The primary difference is voting rights. Class B shares typically carry 10 votes per share while Class A shares carry 1 vote per share. This structure allows founders to maintain control with minority economic ownership while public investors receive proportional economic benefits but limited governance influence.
Can Class A shareholders convert their shares to Class B shares?
No, Class A shareholders cannot convert to Class B shares. Conversion rights typically flow only from Class B to Class A. This one-way conversion protects founder control by preventing public investors from accumulating high-vote shares and challenging management authority.
Do both share classes receive the same dividends?
In most cases, yes. Over 85% of dual-class companies provide equal dividend rights to both Class A and Class B shareholders. Companies typically differentiate only on voting power to focus distinctions on governance rather than creating additional economic advantages for insiders.

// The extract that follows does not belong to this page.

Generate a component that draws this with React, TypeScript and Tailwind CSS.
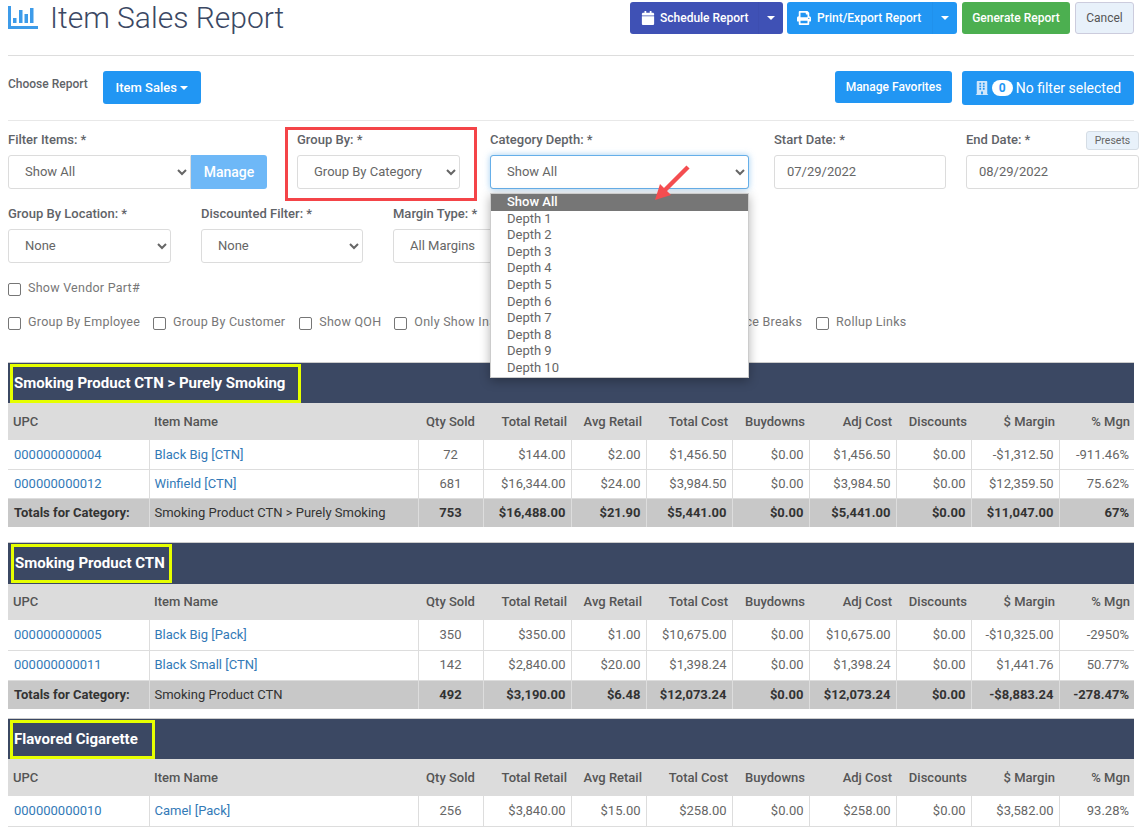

Why are Class B shares not publicly traded?
Class B shares remain privately held to preserve founder control. Public trading would enable activist investors or competitors to accumulate high-vote shares. Most dual-class structures include automatic conversion provisions: Class B shares convert to Class A upon sale to non-affiliates, preventing transfer of voting control.

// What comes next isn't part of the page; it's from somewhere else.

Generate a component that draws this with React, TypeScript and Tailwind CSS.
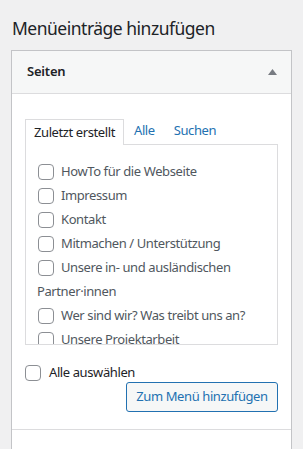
const items = [
  "HowTo für die Webseite",
  "Impressum",
  "Kontakt",
  "Mitmachen / Unterstützung",
  "Unsere in- und ausländischen",
];

const font = { fontFamily: '"Noto Sans", "Open Sans", sans-serif' };

function Box({ className = "" }: { className?: string }) {
  return (
    <span
      className={`inline-block w-4 h-4 shrink-0 rounded-[4px] border border-[#8c8f94] bg-white ${className}`}
    />
  );
}

export default function App() {
  return (
    <div className="w-[303px] h-[449px] overflow-hidden bg-[#f0f0f1] text-[#3c434a]" style={font}>
      <h2 className="pl-3 pt-[15px] h-[50px] text-[17.5px] leading-[26px] tracking-[-0.5px] text-[#1d2327]">Menüeinträge hinzufügen</h2>
      <div className="ml-[11px] w-[281px] border border-[#c3c4c7] bg-white">
        <div className="h-[43px] flex items-center justify-between pl-[15px] pr-[14px] bg-[#f6f7f7] border-b border-[#dcdcde]">
          <span className="text-[13px] font-semibold tracking-[-0.2px] text-[#1d2327]">Seiten</span>
          <svg width="9" height="6" viewBox="0 0 9 6"><path d="M4.5 0L9 6H0z" fill="#787c82" /></svg>
        </div>
        <div className="pl-[13px] pr-[13px] pt-[24px] tracking-[-0.4px]">
          <div className="flex items-end h-[26px] text-[13px]">
            <div className="relative z-10 h-[26px] px-[8px] flex items-center border border-b-0 border-[#dcdcde] bg-white text-[#1d2327] -mb-px">
              Zuletzt erstellt
            </div>
            <span className="ml-[10px] mb-[4px] text-[#2271b1]">Alle</span>
            <span className="ml-[19px] mb-[4px] text-[#2271b1]">Suchen</span>
          </div>
          <div className="h-[201px] overflow-hidden border border-[#dcdcde] pl-[12px] pt-[15px] text-[13px] text-[#50575e]">
            {items.map((t) => (
              <div key={t} className="flex items-center gap-[7px] h-[24px]">
                <Box />
                <span>{t}</span>
              </div>
            ))}
            <div className="h-[24px] flex items-center -ml-px">Partner·innen</div>
            <div className="flex items-center gap-[7px] h-[24px]">
              <Box />
              <span>Wer sind wir? Was treibt uns an?</span>
            </div>
            <div className="flex items-center gap-[7px] h-[24px]">
              <Box />
              <span>Unsere Projektarbeit</span>
            </div>
          </div>
          <div className="flex items-center gap-[8px] mt-[20px] h-[16px] text-[13px] text-[#1d2327]">
            <Box />
            <span>Alle auswählen</span>
          </div>
          <div className="flex justify-end mt-[1px] pb-[17px]">
            <div className="h-[30px] w-[152px] flex items-center justify-center rounded-[3px] border border-[#2271b1] bg-[#f6f7f7] text-[13px] text-[#2271b1]">
              Zum Menü hinzufügen
            </div>
          </div>
        </div>
        <div className="border-t border-[#dcdcde] h-[40px] bg-white pl-[15px] pt-[14px]">
          <span className="text-[13px] font-semibold tracking-[-0.2px] text-[#1d2327]">Beiträge</span>
        </div>
      </div>
    </div>
  );
}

Are dual-class structures legal?
Yes, dual-class structures are fully legal in the United States and most global markets. Stock exchanges like NYSE and NASDAQ permit these structures. However, some indexes (like certain FTSE Russell indices) exclude dual-class companies, and institutional investors increasingly demand sunset provisions that limit control duration.
How long do dual-class structures typically last?
Traditional dual-class structures were perpetual, lasting indefinitely. Modern structures increasingly include sunset provisions converting Class B to Class A after 7-10 years or upon triggering events like founder departure. Recent IPOs feature time limits in response to institutional investor pressure for enhanced governance protections.